Considering the wild design of their Andean super bike, it’s not surprising that Diamondback has applied some of that same tech to the dropbar world. Citing a need for a more aerodynamic bike than their Podium series for triathletes to self supported ultra endurance racers, their team again partnered with Kevin Quan Studios to tackle the IO.
One of the most noticeable features on the IO (thanks to the polka dot paint scheme) is what Diamondback is calling their vortex generators. Looking for a way to improve ont he classic truncated airfoil design, Diamondback enlisted the help of Dr. Phillipe Lavole of the University of Toronto Institute for Aerospace Studies. Pulling from research they conducted on the aerodynamics of helicopter and wind turbine blades, the design works by changing the way that the air leaves the truncated airfoil. Calling it their Wake Control System, the depressions are found on the back of the fork legs and the down tube and seat tube, and are said to create little pockets of counter-rotating turbulent flow which interfere with the natural airflow off the frame to reduce turbulent wake from the bike.
Adding further to the aerodynamics of the “Speed Core” (the area below the top tube), Diamondback settled for ultralow seat stays. They claim that it is the best compromise between no seat stays at all which provides the best vertical compliance but poor lateral stiffness, and high seat stays which limits vertical compliance but offers the best lateral stiffness. The positioning is said to be the best blend of aerodynamics, vertical compliance, and lateral stiffness for a bike of this sort.

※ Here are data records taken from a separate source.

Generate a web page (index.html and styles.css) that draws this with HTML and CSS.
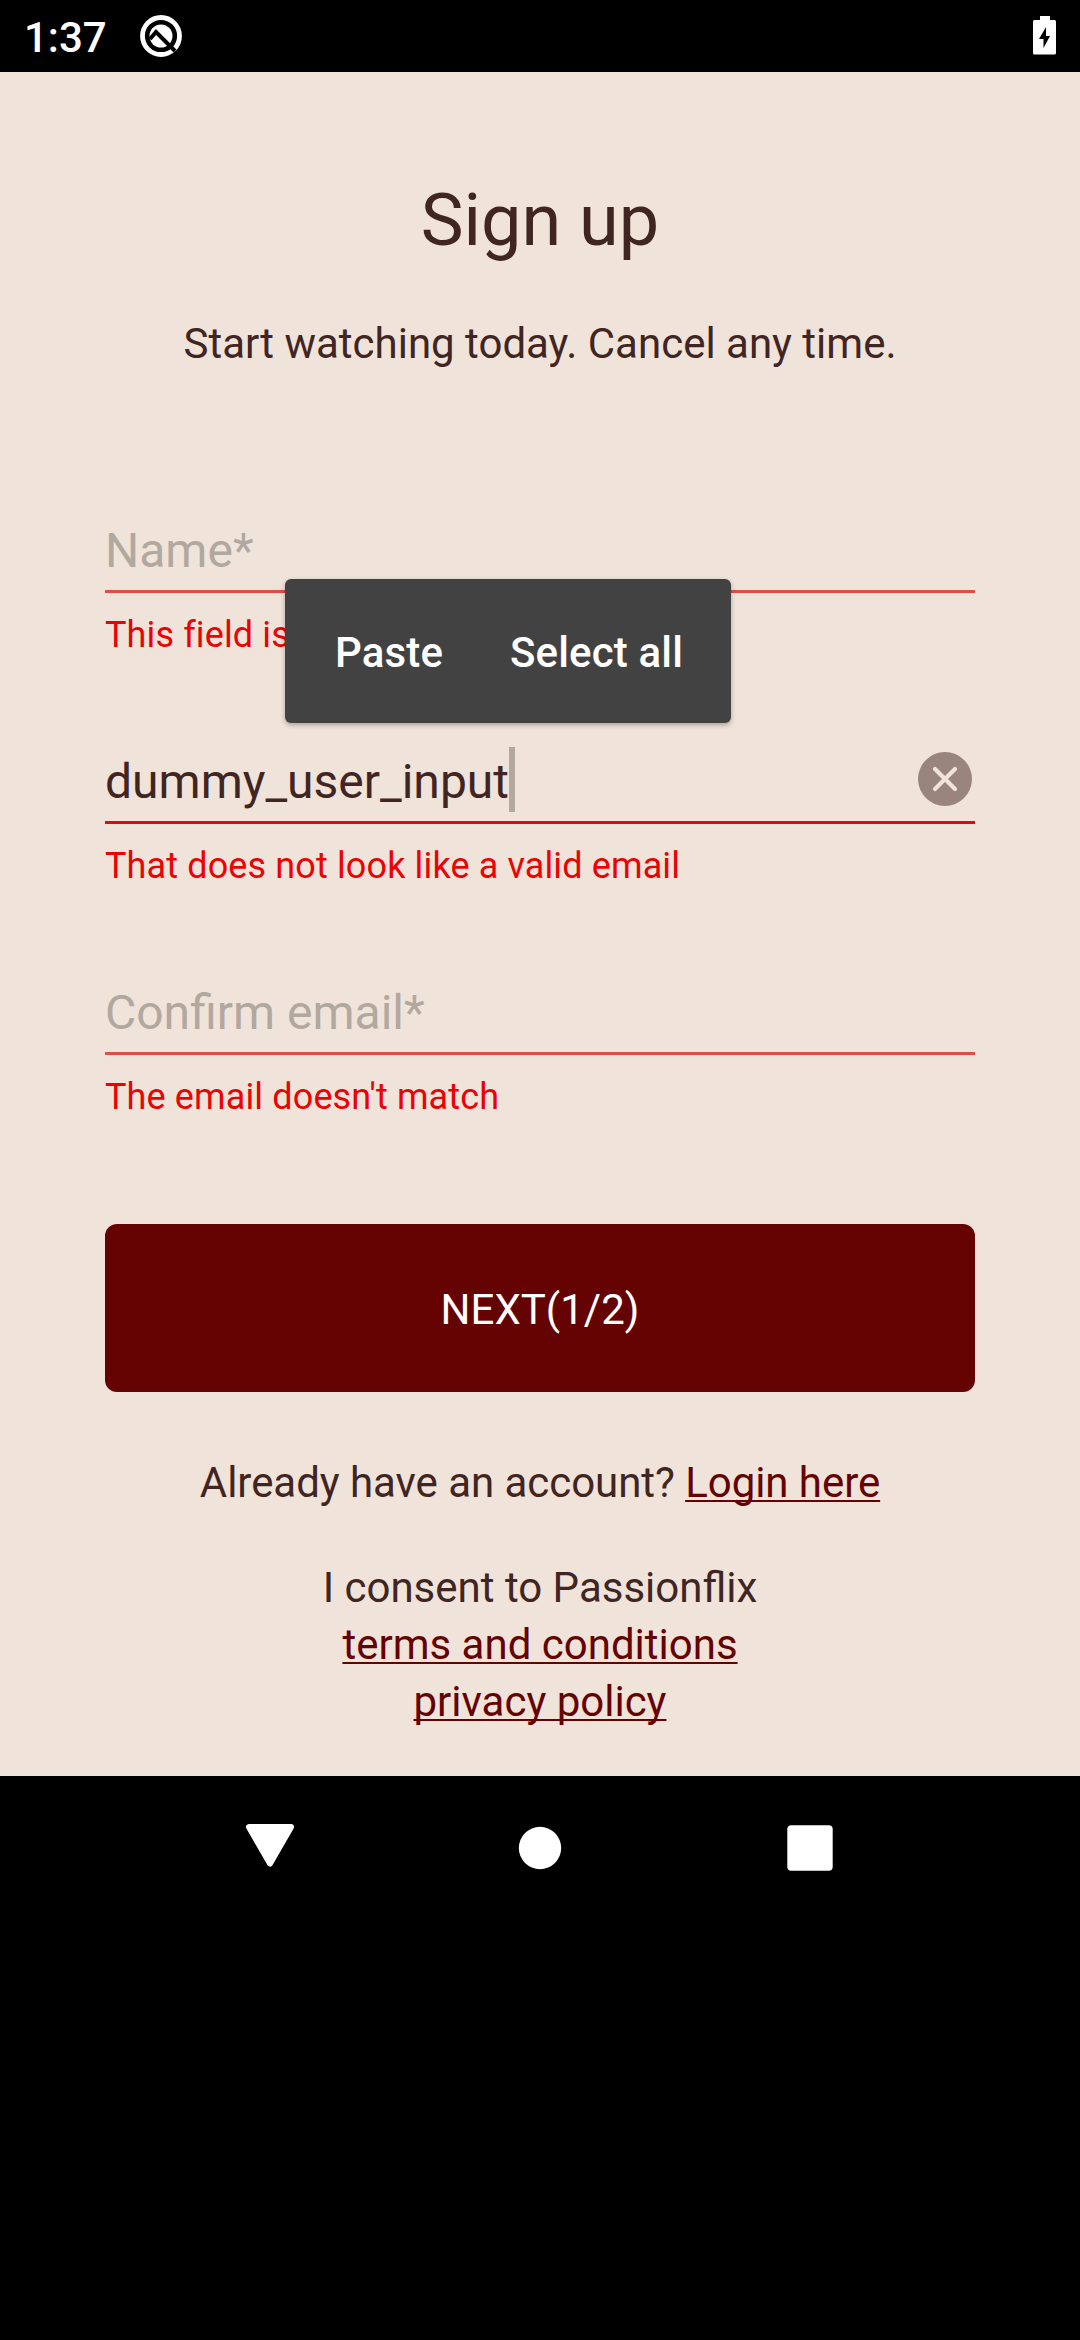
FILE: index.html
```html
<!DOCTYPE html>
<html lang="en">
<head>
<meta charset="utf-8">
<title>Sign up</title>
<link rel="stylesheet" href="styles.css">
</head>
<body>
<header class="status">
  <span class="time">1:37</span>
  <svg class="q-icon" width="44" height="44" viewBox="0 0 44 44">
    <circle cx="22" cy="22" r="18.500" fill="none" stroke="#fff" stroke-width="4.800"/>
    <circle cx="22" cy="22" r="11.500" fill="#fff"/>
    <path d="M11 25L17 18L36 37" fill="none" stroke="#000" stroke-width="4"/>
  </svg>
  <svg class="battery" width="23" height="39" viewBox="0 0 23 39">
    <path d="M7 0h10v4h4.500q1.500 0 1.500 1.500v31.500q0 1.500-1.500 1.500h-20q-1.500 0-1.500-1.500v-31.500q0-1.500 1.500-1.500h5.500z" fill="#fff"/>
    <path d="M13 11L6 23h4.500v9L17 20h-4z" fill="#000"/>
  </svg>
</header>
<main class="page">
  <h1 class="title">Sign up</h1>
  <p class="subtitle">Start watching today. Cancel any time.</p>
  <form class="form">
    <div class="field">
      <div class="control"><span class="hint">Name*</span></div>
      <p class="error">This field is required</p>
      <div class="menu"><span>Paste</span><span>Select all</span></div>
    </div>
    <div class="field">
      <div class="control focused">
        <span class="value">dummy_user_input<i class="caret"></i></span>
        <svg class="clear" width="54" height="54" viewBox="0 0 54 54">
          <circle cx="27" cy="27" r="27" fill="#9a847e"/>
          <path d="M17 17L37 37M37 17L17 37" stroke="#f0e3da" stroke-width="4.200" stroke-linecap="round"/>
        </svg>
      </div>
      <p class="error">That does not look like a valid email</p>
    </div>
    <div class="field">
      <div class="control"><span class="hint">Confirm email*</span></div>
      <p class="error">The email doesn't match</p>
    </div>
    <button class="next" type="button">NEXT(1/2)</button>
  </form>
  <p class="login">Already have an account? <a class="link">Login here</a></p>
  <p class="consent">I consent to Passionflix<br><a class="link">terms and conditions</a><br><a class="link">privacy policy</a></p>
</main>
<nav class="nav">
  <svg width="50" height="48" viewBox="0 0 50 48"><path d="M4 3H46L25 39.500z" fill="#fff" stroke="#fff" stroke-width="6" stroke-linejoin="round"/></svg>
  <svg width="50" height="48" viewBox="0 0 50 48"><circle cx="25" cy="24" r="21.200" fill="#fff"/></svg>
  <svg width="50" height="48" viewBox="0 0 50 48"><rect x="2.300" y="1.300" width="45.400" height="45.400" rx="4" fill="#fff"/></svg>
</nav>
</body>
</html>
```
FILE: styles.css
```css
* { box-sizing: border-box; margin: 0; padding: 0; }
body {
  width: 1080px;
  min-height: 2340px;
  background: #000;
  color: #412522;
  font: 400 42px/49px Roboto, sans-serif;
}
.status {
  display: flex;
  align-items: flex-start;
  height: 72px;
  padding: 13px 24px 0;
  color: #fff;
}
.time { font-weight: 500; }
.q-icon { margin: 1px 0 0 32px; }
.battery { margin: 3px 0 0 auto; }
.page {
  height: 1704px;
  padding: 106px 105px 0;
  background: #f0e3da;
}
.title {
  font-size: 72px;
  line-height: 85px;
  font-weight: 400;
  text-align: center;
}
.subtitle { margin-top: 56px; text-align: center; }
.form { margin-top: 154px; }
.field { position: relative; height: 231px; }
.control {
  display: flex;
  justify-content: space-between;
  height: 71px;
  padding-bottom: 11px;
  border-bottom: 3px solid #e04c48;
  font-size: 48px;
  line-height: 57px;
}
.focused { border-color: #e60808; }
.hint { color: #b1a8a0; }
.value { position: relative; }
.caret {
  position: absolute;
  left: 100%;
  top: -6px;
  width: 6px;
  height: 65px;
  background: #b1a8a0;
}
.clear { margin: -1px 3px 0 0; }
.error {
  margin-top: 21px;
  color: #eb0202;
  font-size: 36px;
  line-height: 42px;
  letter-spacing: .13px;
  font-variant-ligatures: common-ligatures;
}
.menu {
  position: absolute;
  left: 180px;
  top: 57px;
  z-index: 1;
  display: flex;
  justify-content: space-between;
  width: 446px;
  height: 144px;
  padding: 49px 48px 0 50px;
  border-radius: 6px;
  background: #424242;
  box-shadow: 0 2px 5px rgba(0, 0, 0, .3);
  color: #fff;
  font-weight: 500;
  letter-spacing: .15px;
}
.next {
  display: block;
  width: 100%;
  height: 168px;
  margin-top: 9px;
  padding: 3px 0 0;
  border: 0;
  border-radius: 12px;
  background: #650202;
  color: #fff;
  font: inherit;
}
.login { margin-top: 66px; text-align: center; letter-spacing: -.05px; }
.consent { margin-top: 52px; line-height: 57px; text-align: center; }
.link {
  color: #650202;
  text-decoration: underline 2px;
  text-underline-offset: 3px;
  text-decoration-skip-ink: none;
}
.nav {
  display: flex;
  justify-content: center;
  gap: 220px;
  padding-top: 48px;
}
```
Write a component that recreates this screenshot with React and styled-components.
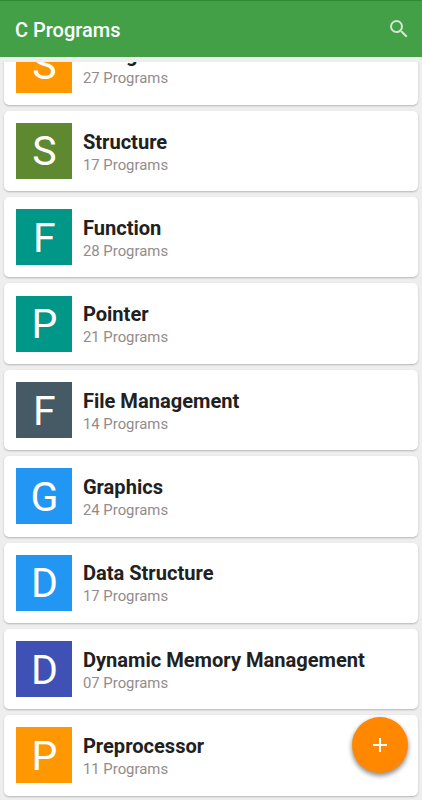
import React from "react";
import styled, { createGlobalStyle } from "styled-components";

const GlobalStyle = createGlobalStyle`
  * { box-sizing: border-box; }
  body { margin: 0; background: #eeeeee; font-family: Roboto, "Noto Sans", sans-serif; }
`;

const Screen = styled.div`
  position: relative;
  display: flex;
  flex-direction: column;
  height: 800px;
  overflow: hidden;
  background: #eeeeee;
`;

const AppBar = styled.header`
  display: flex;
  flex: none;
  align-items: center;
  justify-content: space-between;
  height: 57px;
  padding: 1px 11px 0 15px;
  border-top: 1px solid #2d8b31;
  background: #43a047;
`;

const Heading = styled.h1`
  margin: 0;
  color: #ffffff;
  font-size: 20px;
  font-weight: 500;
  line-height: 24px;
`;

const SearchButton = styled.button`
  display: flex;
  margin: 0 0 2px;
  padding: 0;
  border: 0;
  background: none;
  color: #d0e7d1;
`;

const Viewport = styled.main`
  flex: 1;
  min-height: 0;
  margin-top: 4px;
  border-top: 1px solid #eeeeee;
  overflow: hidden;
`;

const List = styled.div`
  display: flex;
  flex-direction: column;
  gap: 6px;
  margin-top: -37.6px;
  padding: 0 4px;
`;

const Card = styled.article`
  display: flex;
  flex: none;
  align-items: center;
  height: 80.36px;
  padding: 0 12.4px;
  border-radius: 5px;
  background: #ffffff;
  box-shadow: 0 1px 2px rgba(0, 0, 0, 0.24);
`;

const Tile = styled.div`
  display: flex;
  flex: none;
  align-items: center;
  justify-content: center;
  width: 56px;
  height: 56px;
  padding-top: 1px;
  background: ${(p) => p.$color};
  color: #ffffff;
  font-size: 41px;
  line-height: 56px;
`;

const Details = styled.div`
  display: flex;
  flex-direction: column;
  margin-left: 10.5px;
  padding-top: 4px;
`;

const Title = styled.h2`
  margin: 0;
  color: #212121;
  font-size: 20.08px;
  font-weight: 700;
  line-height: 24px;
  white-space: nowrap;
`;

const Count = styled.p`
  margin: 0;
  color: #938b8b;
  font-size: 14.9px;
  line-height: 22.6px;
`;

const AddButton = styled.button`
  position: absolute;
  right: 14px;
  bottom: 27px;
  display: flex;
  align-items: center;
  justify-content: center;
  width: 56px;
  height: 56px;
  padding: 0;
  border: 0;
  border-radius: 50%;
  background: #ff8800;
  color: #ffffff;
  box-shadow: 0 3px 5px rgba(0, 0, 0, 0.4), 0 1px 5px rgba(0, 0, 0, 0.12);
`;

const topics = [
  { name: "String", count: "27", color: "#ff9800" },
  { name: "Structure", count: "17", color: "#5f8930" },
  { name: "Function", count: "28", color: "#009688" },
  { name: "Pointer", count: "21", color: "#009688" },
  { name: "File Management", count: "14", color: "#455a64" },
  { name: "Graphics", count: "24", color: "#2196f3" },
  { name: "Data Structure", count: "17", color: "#2196f3" },
  { name: "Dynamic Memory Management", count: "07", color: "#3f51b5" },
  { name: "Preprocessor", count: "11", color: "#ff9800" },
];

function SearchIcon() {
  return (
    <svg width="24" height="24" viewBox="0 0 24 24" fill="currentColor">
      <path d="M15.5 14h-.79l-.28-.27A6.47 6.47 0 0 0 16 9.5 6.5 6.5 0 1 0 9.5 16c1.61 0 3.09-.59 4.23-1.57l.27.28v.79l5 4.99L20.49 19l-4.99-5zm-6 0a4.5 4.5 0 1 1 0-9 4.5 4.5 0 0 1 0 9z" />
    </svg>
  );
}

function PlusIcon() {
  return (
    <svg width="24" height="24" viewBox="0 0 24 24" fill="currentColor">
      <path d="M19 13h-6v6h-2v-6H5v-2h6V5h2v6h6v2z" />
    </svg>
  );
}

export default function App() {
  return (
    <>
      <GlobalStyle />
      <Screen>
        <AppBar>
          <Heading>C Programs</Heading>
          <SearchButton aria-label="Search">
            <SearchIcon />
          </SearchButton>
        </AppBar>
        <Viewport>
          <List>
            {topics.map((topic) => (
              <Card key={topic.name}>
                <Tile $color={topic.color}>{topic.name[0]}</Tile>
                <Details>
                  <Title>{topic.name}</Title>
                  <Count>{topic.count} Programs</Count>
                </Details>
              </Card>
            ))}
          </List>
        </Viewport>
        <AddButton aria-label="Add">
          <PlusIcon />
        </AddButton>
      </Screen>
    </>
  );
}
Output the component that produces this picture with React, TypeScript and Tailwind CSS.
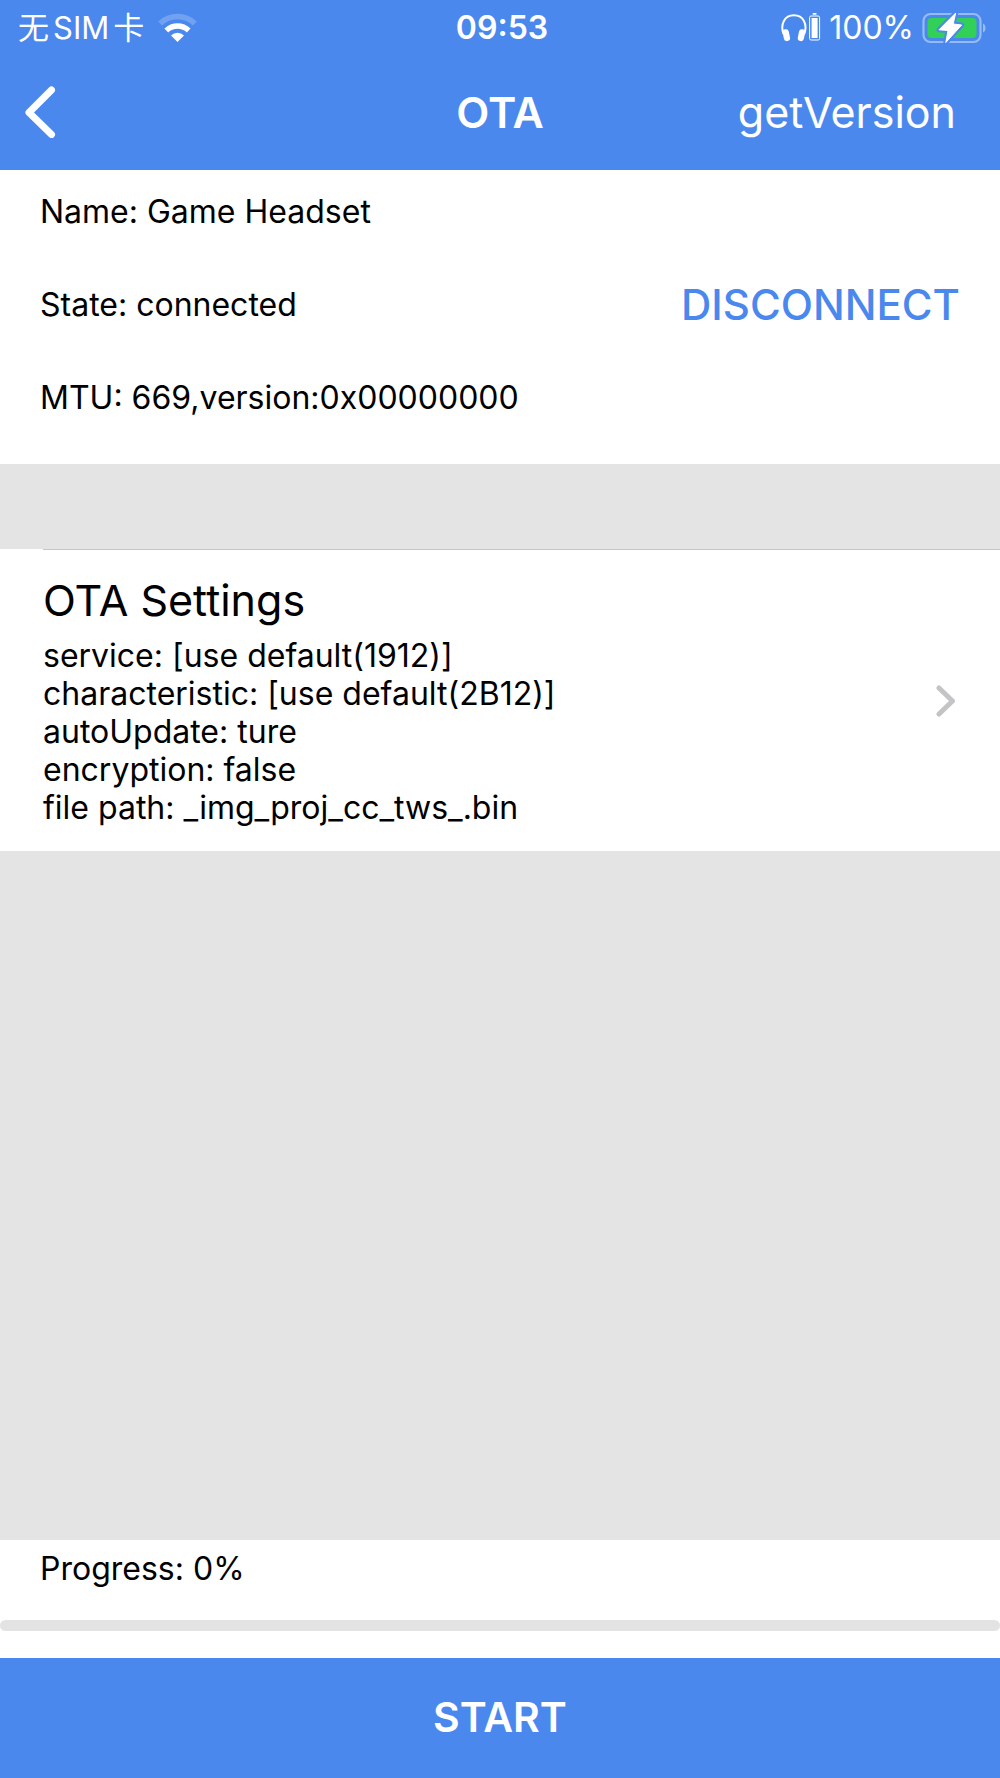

Borrowing a bit from the Andean, the IO also includes internal storage in front of the bottom bracket. While keeping the weight low on the bike, it also is said to improve the aerodynamics of the frame. We’re guessing between all the of aero tricks on this bike that it’s not UCI road race legal.
Referring to the aerodynamic zones in two parts, the Speed Core is everything below the top tube, while the cockpit is everything above. To maximize aero efficiency in the cockpit, the frame will include a removable top tube storage unit, and will come stock with a Zipp SL-70 aero handlebar which Diamondback found to be the best blend of aero performance and fit.
The bike also utilizes a completely internal cable routing system to keep the cables out of the wind. To do so, there is a special split ring in the headset that has slots for the cables after they pass through the stem and under the bearing cover. This probably won’t be the easiest bike in the world to work on, but it does look pretty clean. There’s also internal integration for electronic drivetrains, and in spite of all the aero crazinesss, a standard round seat post which means it probably won’t have the issues a lot of aero posts have had in the past.
All together, Diamondback claims from preliminary testing that the IO is 20% more efficient than the Podium, yet only 10% slower than the Serios. Available from 50cm to 60cm frames in 2cm increments, complete bikes start at $3,999.99 with a Force 1x Hydro group, up to the $9,749.99 Dura Ace Di2 build with ENVE SES 5.6 wheels and a SRAM Power Crank. Bikes can also be built up through their online Custom Studio with personalized options.